3. セルフ・コンパッション:自分への優しさを持つ
完璧主義者は自分に非常に厳しく、失敗やミスを許容できません。これが失敗への恐れを増幅させ、先延ばしを招きます。自分に対して友人に接するように優しく、理解を示す「セルフ・コンパッション」の姿勢を持つことが重要です。心理学の研究では、セルフ・コンパッションが高い人は、失敗からの立ち直りが早く、モチベーションを維持しやすいことが示されています。
- 実践例:
- タスクを先延ばしにしてしまった時、自分を責めるのではなく、「大変なタスクで、不安に感じるのは自然なことだ」と受け止める。
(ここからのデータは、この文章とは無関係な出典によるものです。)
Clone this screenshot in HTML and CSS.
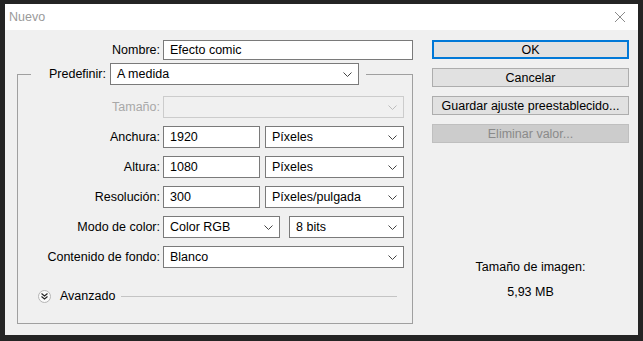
FILE: index.html
```html
<!DOCTYPE html>
<html lang="es">
<head>
    <meta charset="UTF-8">
    <title>Nuevo</title>
    <link rel="stylesheet" href="styles.css">
</head>
<body>

    <div class="window">
        <!-- barra de título -->
        <div class="titlebar">
            <span class="title">Nuevo</span>
            <svg class="close" width="12" height="12" viewBox="0 0 12 12">
                <path d="M1 1L11 11M11 1L1 11" stroke="#8a8a8a" stroke-width="1"/>
            </svg>
        </div>

        <div class="content">
            <div class="form">
                <div class="name-row">
                    <span class="lbl">Nombre:</span>
                    <div class="field name-field">Efecto comic</div>
                </div>

                <fieldset class="group">
                    <legend class="preset">
                        <span class="preset-lbl">Predefinir:</span>
                        <div class="select preset-select">A medida
                            <svg class="chev" width="9" height="5" viewBox="0 0 9 5"><path d="M0.5 0.5L4.5 4.5L8.5 0.5" fill="none" stroke="#444"/></svg>
                        </div>
                    </legend>

                    <div class="row">
                        <span class="lbl off">Tamaño:</span>
                        <div class="select full disabled">
                            <svg class="chev" width="9" height="5" viewBox="0 0 9 5"><path d="M0.5 0.5L4.5 4.5L8.5 0.5" fill="none" stroke="#bdbdbd"/></svg>
                        </div>
                    </div>

                    <div class="row">
                        <span class="lbl">Anchura:</span>
                        <div class="field num">1920</div>
                        <div class="select unit">Píxeles
                            <svg class="chev" width="9" height="5" viewBox="0 0 9 5"><path d="M0.5 0.5L4.5 4.5L8.5 0.5" fill="none" stroke="#444"/></svg>
                        </div>
                    </div>

                    <div class="row">
                        <span class="lbl">Altura:</span>
                        <div class="field num">1080</div>
                        <div class="select unit">Píxeles
                            <svg class="chev" width="9" height="5" viewBox="0 0 9 5"><path d="M0.5 0.5L4.5 4.5L8.5 0.5" fill="none" stroke="#444"/></svg>
                        </div>
                    </div>

                    <div class="row">
                        <span class="lbl">Resolución:</span>
                        <div class="field num">300</div>
                        <div class="select unit">Píxeles/pulgada
                            <svg class="chev" width="9" height="5" viewBox="0 0 9 5"><path d="M0.5 0.5L4.5 4.5L8.5 0.5" fill="none" stroke="#444"/></svg>
                        </div>
                    </div>

                    <div class="row">
                        <span class="lbl">Modo de color:</span>
                        <div class="select mode">Color RGB
                            <svg class="chev" width="9" height="5" viewBox="0 0 9 5"><path d="M0.5 0.5L4.5 4.5L8.5 0.5" fill="none" stroke="#444"/></svg>
                        </div>
                        <div class="select bits">8 bits
                            <svg class="chev" width="9" height="5" viewBox="0 0 9 5"><path d="M0.5 0.5L4.5 4.5L8.5 0.5" fill="none" stroke="#444"/></svg>
                        </div>
                    </div>

                    <div class="row">
                        <span class="lbl">Contenido de fondo:</span>
                        <div class="select full">Blanco
                            <svg class="chev" width="9" height="5" viewBox="0 0 9 5"><path d="M0.5 0.5L4.5 4.5L8.5 0.5" fill="none" stroke="#444"/></svg>
                        </div>
                    </div>

                    <div class="advanced">
                        <span class="adv-icon">
                            <svg width="7" height="7" viewBox="0 0 7 7"><path d="M0.5 0.5L3.5 3L6.5 0.5M0.5 3.5L3.5 6L6.5 3.5" fill="none" stroke="#222" stroke-width="1.1"/></svg>
                        </span>
                        <span class="adv-text">Avanzado</span>
                        <span class="adv-line"></span>
                    </div>
                </fieldset>
            </div>

            <div class="side">
                <div class="btn primary">OK</div>
                <div class="btn">Cancelar</div>
                <div class="btn">Guardar ajuste preestablecido...</div>
                <div class="btn disabled">Eliminar valor...</div>

                <div class="info">
                    <div>Tamaño de imagen:</div>
                    <div class="size">5,93 MB</div>
                </div>
            </div>
        </div>
    </div>

</body>
</html>
```

FILE: styles.css
```css
body {
    margin: 0;
    background-color: #242424;
    font-family: "Liberation Sans", Arial, sans-serif;
    font-size: 12.5px;
    color: #000;
}
.window {
    margin: 4px 5px;
    width: 633px;
    height: 331px;
    background-color: #f0f0f0;
}
.titlebar {
    height: 26px;
    background-color: #fff;
    display: flex;
    align-items: center;
    justify-content: space-between;
    padding: 0 12px 0 4px;
}
.title {
    color: #9a9a9a;
}
.content {
    display: flex;
    padding: 10px 0 0 12px;
}
.form {
    width: 396px;
}
.name-row {
    display: flex;
    align-items: center;
    height: 20px;
}
.lbl {
    width: 143px;
    text-align: right;
    margin-right: 3px;
    flex: none;
}
.lbl.off {
    color: #a8a8a8;
}
.field, .select {
    box-sizing: border-box;
    height: 22px;
    background-color: #fff;
    border: 1px solid #7a7a7a;
    padding: 0 6px;
    display: flex;
    align-items: center;
    flex: none;
}
.name-field {
    width: 250px;
    height: 20px;
}
.chev {
    margin-left: auto;
}
.group {
    margin: 3px 0 0;
    padding: 15px 0 20px;
    width: 396px;
    box-sizing: border-box;
    border: 1px solid #a0a0a0;
    min-width: 0;
}
.preset {
    display: flex;
    align-items: center;
    margin-left: 13px;
    margin-bottom: -4px;
    padding: 0 7px 0 0;
}
.preset-lbl {
    width: 75px;
    text-align: right;
    margin-right: 4px;
}
.preset-select {
    width: 249px;
}
.row {
    display: flex;
    align-items: center;
    margin-bottom: 8px;
    margin-left: -1px;
}
.full {
    width: 241px;
}
.disabled {
    background-color: #f0f0f0;
    border-color: #cccccc;
}
.num {
    width: 97px;
}
.unit {
    width: 139px;
    margin-left: 5px;
}
.mode {
    width: 117px;
}
.bits {
    width: 115px;
    margin-left: 9px;
}
.advanced {
    display: flex;
    align-items: center;
    margin: 21px 15px 0 20px;
}
.adv-icon {
    width: 13px;
    height: 13px;
    box-sizing: border-box;
    border-radius: 50%;
    border: 1px solid #b5b5b5;
    background-color: #fafafa;
    display: flex;
    align-items: center;
    justify-content: center;
}
.adv-text {
    margin: 0 6px 0 9px;
}
.adv-line {
    flex: 1;
    height: 1px;
    background-color: #c4c4c4;
}
.side {
    width: 197px;
    margin-left: 19px;
}
.btn {
    box-sizing: border-box;
    height: 19px;
    margin-bottom: 9px;
    border: 1px solid #adadad;
    background-color: #e1e1e1;
    display: flex;
    align-items: center;
    justify-content: center;
}
.btn.primary {
    border: 2px solid #0078d7;
}
.btn.disabled {
    background-color: #cccccc;
    border-color: #bfbfbf;
    color: #8a8a8a;
}
.info {
    margin-top: 112px;
    text-align: center;
    line-height: 25px;
}
```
- 失敗したとき、「誰にでも失敗はある。これは成長するためのステップだ」と考える。
- 完璧を目指すのではなく、「最善を尽くそう」という姿勢に切り替える。
4. プロセスの重視:結果だけでなく過程に目を向ける
完璧主義者は結果の「完璧さ」に固執しがちですが、これによりプレッシャーが増大します。結果だけでなく、タスクを進める「プロセス」や「努力」そのものに価値を見出すように意識を転換します。
- 実践例:
- タスク完了後の「完璧な成果」を想像するのではなく、タスクをこなしていく上での「学び」や「スキル向上」に焦点を当てる。
- 日々の小さな進捗や努力を記録し、自分を褒める。
- タスク自体を「楽しむ」要素を見つける。
5. 外部化:タスクや思考を外に出す
頭の中で完璧な計画を練りすぎたり、不安を抱え込んだりすることが先延ばしにつながります。タスクや思考を外部に出すことで、客観視でき、プレッシャーを軽減できます。
- 実践例:
- タスクをブレインダンプして書き出し、構造化する(マインドマップ、アウトライナーなど)。
- 完璧である必要はないと割り切り、まずは「ドラフト版」「プロトタイプ」を作成する。
- 信頼できる同僚やメンターに、進捗状況や抱えている不安を話してみる。
- 早い段階で不完全な状態でも成果物を見せ、フィードバックを求める。
まとめ:完璧を目指すより、まず「完了」を目指す
不適応的完璧主義は、仕事の質を高めるどころか、むしろ行動を阻害し、生産性を低下させる原因となり得ます。完璧主義による先延ばしを克服するためには、その心理的メカニズムを理解し、完璧な結果ではなくプロセスや完了に焦点を当てる行動・思考習慣を意識的に身につけることが重要です。
今回ご紹介した「小さく始めて勢いをつける」「思考の歪みを修正する」「自分に優しくなる」「プロセスを重視する」「外部化する」といったアプローチは、心理学や行動科学に基づいた有効な手段です。これらのテクニックを日々の業務に取り入れ、完璧主義の罠から抜け出し、より効率的でストレスの少ない働き方を実現していただければ幸いです。